Para tratarse de una comedia romántica, el guión apenas ofrece momentos que muevan aunque sea a una leve sonrisa, y el romanticismo presente es tan elemental que sólo provoca sonrojo.
Connor Mead (Matthew McConaughey) es un guaperas que tiene un considerable éxito con las mujeres. Acostumbrado a la soltería y a los abundantes rollos de una sola noche, sin embargo, su presencia durante los preparativos de la inminente boda de su hermano pequeño desencadenará una serie de sucesos –las visitas del fantasma de su difunto tío Wayne (Michael Douglas) y de tres espectros femeninos– que le harán reflexionar sobre su actitud en el terreno amoroso.
Los fantasmas de mis ex novias toma el archiconocido Cuento de Navidad de Charles Dickens como obvia base para crear una –supuesta– comedia romántica durante el transcurso de la cual presenciaremos cómo el protagonista, cómodamente instalado en una rutina claramente placentera para él, irá descubriendo que su proceder hasta este momento era erróneo. Exactamente lo que nos temíamos al inicio del metraje, cuando nos los presentan tan alegremente que cualquier espectador avispado sabe con certeza que el personaje no tardará en acabar siendo guiado hasta el redil de los sacrosantos valores familiares hollywoodienses.
Matthew McConaughey repite prácticamente mueca a mueca el mismo personaje que le hemos visto en Novia por contrato o Como locos... a por el oro, aunque en esta ocasión su interpretación resulta de lo poco mínimamente salvable (si querían que Connor nos resultara cargante y odioso, desde luego lo han clavado). Jennifer Garner, que interpreta a la primera novia del protagonista –algo que según el rancio guión ya le da derecho a estar presente por siempre jamás en su vida, y a convertirse algún día en la madre de sus hijos– resulta sin embargo demasiado artificial. Más amena es la presencia de Michael Douglas, o algún ramalazo aislado por parte de Robert Forster (lástima de secundario indiscutiblemente desaprovechado).

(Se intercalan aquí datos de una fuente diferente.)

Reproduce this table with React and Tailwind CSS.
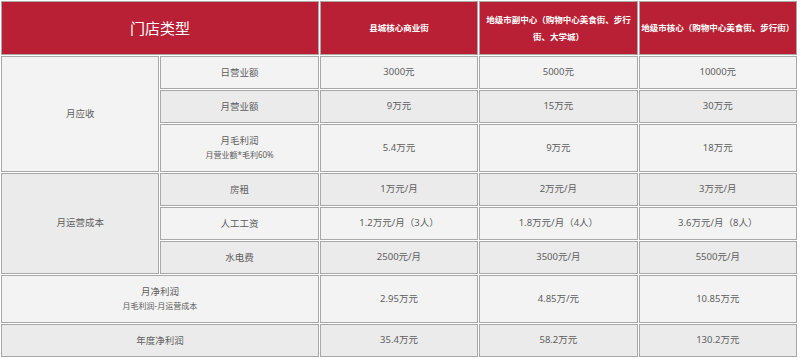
const rows = [
  { group: '月应收', span: 3, label: '日营业额', vals: ['3000元', '5000元', '10000元'] },
  { label: '月营业额', vals: ['9万元', '15万元', '30万元'] },
  { label: '月毛利润', sub: '月营业额*毛利60%', vals: ['5.4万元', '9万元', '18万元'] },
  { group: '月运营成本', span: 3, label: '房租', vals: ['1万元/月', '2万元/月', '3万元/月'] },
  { label: '人工工资', vals: ['1.2万元/月（3人）', '1.8万元/月（4人）', '3.6万元/月（8人）'] },
  { label: '水电费', vals: ['2500元/月', '3500元/月', '5500元/月'] },
  { wide: '月净利润', sub: '月毛利润-月运营成本', vals: ['2.95万元', '4.85万/元', '10.85万元'] },
  { wide: '年度净利润', vals: ['35.4万元', '58.2万元', '130.2万元'] },
];

const cell = 'border border-[#a8a8a8] p-0 text-center align-middle';

export default function App() {
  return (
    <div className="h-[358px] w-[800px] bg-white" style={{ fontFamily: '"Noto Sans", "Noto Sans CJK SC", sans-serif' }}>
      <table className="w-[798px] table-fixed border-separate border-spacing-[1px] bg-white text-[9.5px] text-[#5e5e5e]">
        <colgroup>
          <col className="w-[158.4px]" />
          <col className="w-[158.4px]" />
          <col className="w-[158.4px]" />
          <col className="w-[158.4px]" />
          <col className="w-[158.4px]" />
        </colgroup>
        <thead>
          <tr className="h-[54px] bg-[#b92035] text-white">
            <th colSpan={2} className={`${cell} text-[15px] font-normal`}>门店类型</th>
            <th className={`${cell} text-[8.5px] font-bold`}>县城核心商业街</th>
            <th className={`${cell} text-[8.5px] leading-[17px] font-bold`}>
              地级市副中心（购物中心美食街、步行
              <br />
              街、大学城）
            </th>
            <th className={`${cell} whitespace-nowrap text-[8.5px] font-bold`}>地级市核心（购物中心美食街、步行街）</th>
          </tr>
        </thead>
        <tbody>
          {rows.map((r, i) => {
            const bg = i % 2 === 0 ? 'bg-[#f3f3f3]' : 'bg-[#ebebeb]';
            const h = r.sub ? 'h-[48px]' : 'h-[33px]';
            return (
              <tr key={i} className={h}>
                {r.group && (
                  <td rowSpan={r.span} className={`${cell} ${bg}`}>{r.group}</td>
                )}
                {r.wide ? (
                  <td colSpan={2} className={`${cell} ${bg}`}>
                    <div className="leading-[14px]">{r.wide}</div>
                    {r.sub && <div className="text-[8px] leading-[14px]">{r.sub}</div>}
                  </td>
                ) : (
                  <td className={`${cell} ${bg}`}>
                    <div className="leading-[14px]">{r.label}</div>
                    {r.sub && <div className="text-[8px] leading-[14px]">{r.sub}</div>}
                  </td>
                )}
                {r.vals.map((v, j) => (
                  <td key={j} className={`${cell} ${bg}`}>{v}</td>
                ))}
              </tr>
            );
          })}
        </tbody>
      </table>
    </div>
  );
}
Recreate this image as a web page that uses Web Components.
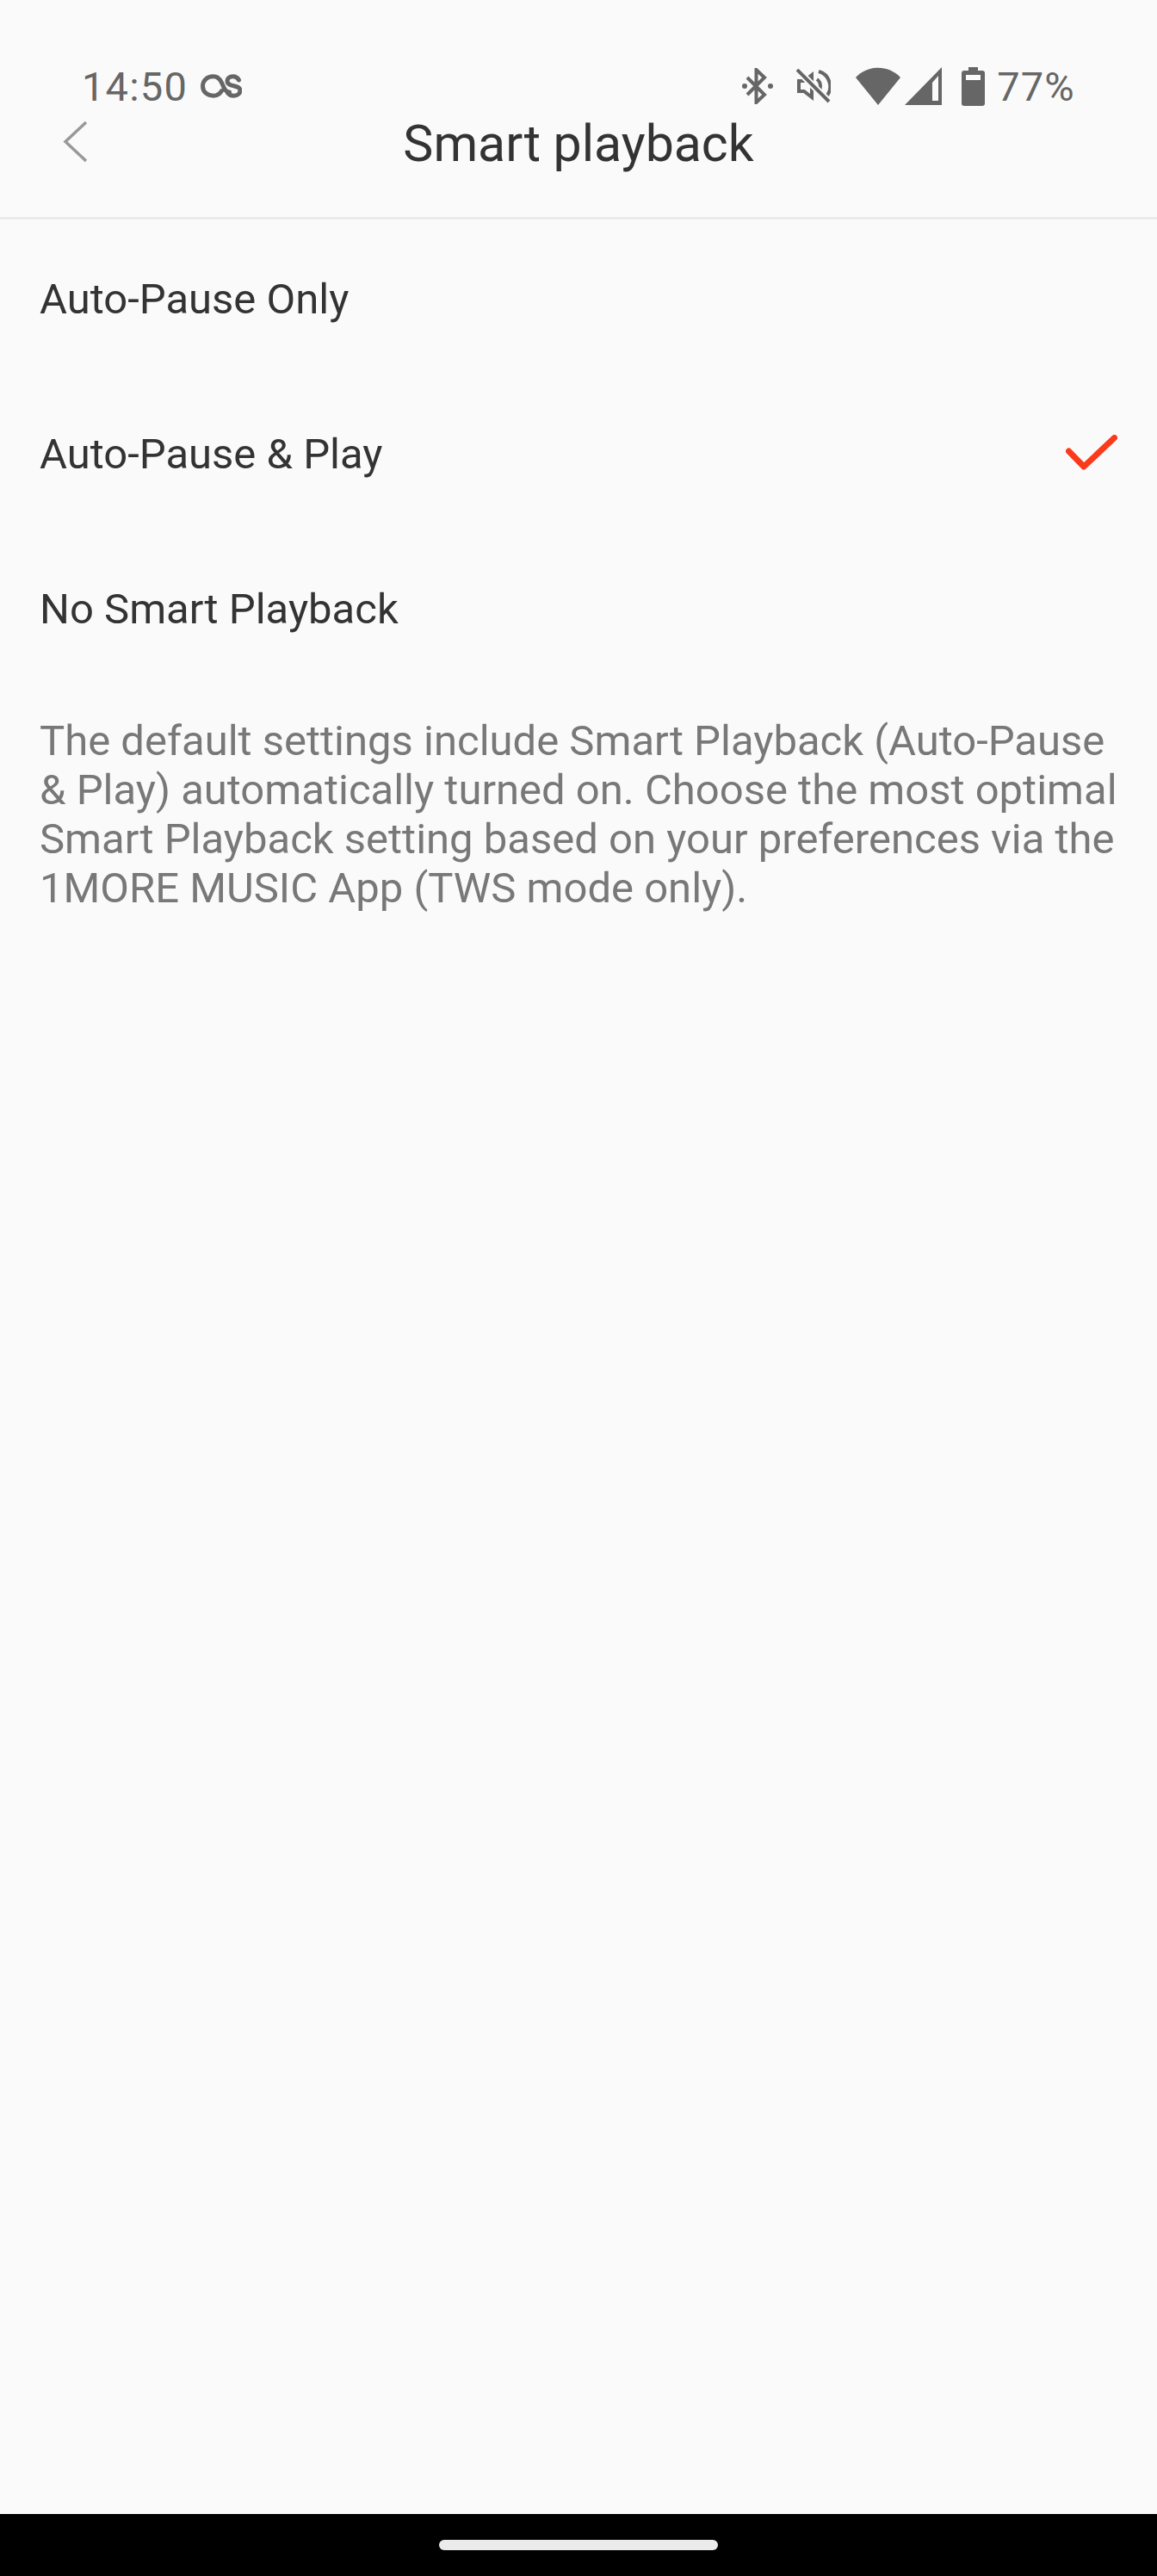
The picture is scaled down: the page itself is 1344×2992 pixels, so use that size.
<!DOCTYPE html>
<html>
<head>
<meta charset="utf-8">
<title>Smart playback</title>
<style>
html, body {
    margin: 0;
    height: 100%;
    background: #fafafa;
}
</style>
</head>
<body>
<playback-screen>
  <status-bar slot="status"></status-bar>
  <nav-header slot="header">Smart playback</nav-header>
  <option-row>Auto-Pause Only</option-row>
  <option-row selected>Auto-Pause &amp; Play</option-row>
  <option-row>No Smart Playback</option-row>
  <hint-text>The default settings include Smart Playback (Auto-Pause &amp; Play) automatically turned on. Choose the most optimal Smart Playback setting based on your preferences via the 1MORE MUSIC App (TWS mode only).</hint-text>
  <gesture-bar slot="gesture"></gesture-bar>
</playback-screen>

<script>
function define(name, html) {
  customElements.define(name, class extends HTMLElement {
    constructor() {
      super();
      this.attachShadow({ mode: "open" }).innerHTML = html;
    }
  });
}

define("playback-screen", `
<style>
:host {
    display: flex;
    flex-direction: column;
    position: relative;
    height: 2992px;
    font-family: Roboto, sans-serif;
    background: #fafafa;
}
.content {
    flex: 1;
    display: flex;
    flex-direction: column;
    padding-top: 2px;
}
</style>
<slot name="status"></slot>
<slot name="header"></slot>
<div class="content"><slot></slot></div>
<slot name="gesture"></slot>
`);

define("status-bar", `
<style>
:host {
    position: absolute;
    left: 0;
    right: 0;
    top: 68px;
    height: 64px;
    padding: 0 95px 0 95px;
    display: flex;
    align-items: center;
    color: #666;
    font-size: 47px;
    letter-spacing: 1.200px;
}
.spacer { flex: 1; }
svg { display: block; fill: #666; }
.lastfm { margin-left: 15px; }
.icons { display: flex; align-items: center; }
</style>
<span class="time">14:50</span>
<svg class="lastfm" width="48" height="28" viewBox="0 0 48 28" fill="none" style="fill:none">
  <path d="M24.500 19.500c-2 3.500-5 5.700-9.500 5.700C8 25.200 2.500 21 2.500 14S8 2.800 14.500 2.800c5 0 8 2.700 10 7.200l2.500 5.500c1.500 3.500 3.500 5.500 6.500 5.500" stroke="#666" stroke-width="5" stroke-linecap="round"/>
  <path d="M44.500 7c-1.500-2.800-4-4.200-6.800-4.200-4 0-6.700 2.200-6.700 5.400 0 7.300 15 3.800 15 10.800 0 3.500-3 6.200-7.500 6.200-3 0-5.500-1.200-7-3.200" stroke="#666" stroke-width="5" stroke-linecap="round"/>
</svg>
<span class="spacer"></span>
<div class="icons">
  <svg width="36" height="42" viewBox="0 0 36 42" style="margin-right:27px" fill="none">
    <path d="M6 11 L26 31 L16.500 40 V2 L26 11 L6 31" fill="none" stroke="#666" stroke-width="4"/>
    <circle cx="3" cy="21" r="3"/>
    <circle cx="33" cy="21" r="3"/>
  </svg>
  <svg width="40" height="40" viewBox="0 0 40 40" style="margin-right:29px">
    <path d="M3 14 H9 L18 7 V33 L9 26 H3 Z" fill="none" stroke="#666" stroke-width="4"/>
    <path d="M24 12 a10 10 0 0 1 0 16" fill="none" stroke="#666" stroke-width="4"/>
    <path d="M26 3 a18 18 0 0 1 8 30" fill="none" stroke="#666" stroke-width="4"/>
    <path d="M1 1 L38 38" stroke="#fafafa" stroke-width="8"/>
    <path d="M1 1 L38 38" stroke="#666" stroke-width="4"/>
  </svg>
  <svg width="52" height="44" viewBox="0 0 52 44" style="margin-right:5px">
    <path d="M0 12 C14 -3 38 -3 52 12 L26 44 Z"/>
  </svg>
  <svg width="44" height="44" viewBox="0 0 44 44" style="margin-right:22px">
    <path fill-rule="evenodd" d="M0 44 L43 0 V44 Z M32 18 V39 H39 V10 Z"/>
  </svg>
  <svg width="27" height="45" viewBox="0 0 27 45" style="margin-right:14px">
    <path fill-rule="evenodd" d="M8 0 H19 V4 H24 a3 3 0 0 1 3 3 V42 a3 3 0 0 1 -3 3 H3 a3 3 0 0 1 -3 -3 V7 a3 3 0 0 1 3 -3 H8 Z M5 9 V15 H22 V9 Z"/>
  </svg>
  <span>77%</span>
</div>
`);

define("nav-header", `
<style>
:host {
    display: flex;
    align-items: flex-end;
    justify-content: center;
    position: relative;
    box-sizing: border-box;
    height: 255px;
    padding-bottom: 51px;
    border-bottom: 3px solid #ebebeb;
    color: #333;
    font-size: 59px;
    line-height: 68px;
    font-weight: 400;
}
svg { position: absolute; left: 73px; top: 140px; }
</style>
<svg width="30" height="50" viewBox="0 0 30 50" fill="none">
  <path d="M27 2 L3 24.500 L27 47" stroke="#999" stroke-width="3.500"/>
</svg>
<slot></slot>
`);

customElements.define("option-row", class extends HTMLElement {
  constructor() {
    super();
    this.attachShadow({ mode: "open" }).innerHTML = `
<style>
:host {
    display: flex;
    align-items: center;
    justify-content: space-between;
    height: 180px;
    padding: 0 46px;
    color: #333;
    font-size: 49px;
}
svg { display: none; }
:host([selected]) svg { display: block; }
</style>
<slot></slot>
<svg width="60" height="44" viewBox="0 0 60 44" fill="none">
  <path d="M3.500 19 L21 37 L56.500 3.500" stroke="#fb3a1c" stroke-width="7" stroke-linecap="round" stroke-linejoin="round"/>
</svg>`;
  }
});

define("hint-text", `
<style>
:host {
    display: block;
    padding: 35px 46px 0;
    color: #787878;
    font-size: 49px;
    line-height: 57px;
}
</style>
<slot></slot>
`);

define("gesture-bar", `
<style>
:host {
    display: flex;
    align-items: flex-start;
    justify-content: center;
    height: 72px;
    background: #000;
}
div {
    width: 324px;
    height: 12px;
    margin-top: 30px;
    border-radius: 6px;
    background: #ebebeb;
}
</style>
<div></div>
`);
</script>
</body>
</html>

Para tratarse de una comedia romántica, el guión apenas ofrece momentos que muevan aunque sea a una leve sonrisa, y el romanticismo presente es tan elemental y estereotipado que sólo provoca sonrojo. Además, la estructura dickensiana es tan transparente que ya sabemos en qué momento cambiará de actitud el personaje, convirtiendo prácticamente toda la película en un mero trámite realizado sin chispa ni demasiada imaginación, y que además irrita en algunas escenas, tan absurdas que nos preguntamos si realmente es cierto lo que estamos viendo en la pantalla.
En conclusión, otra comedia sensiblera del montón creada para propagar y defender a capa y espada una serie de valores –el amor verdadero, la entrega incondicional al ser amado– que ya casi sólo existen en filmes tan vulgares como éste.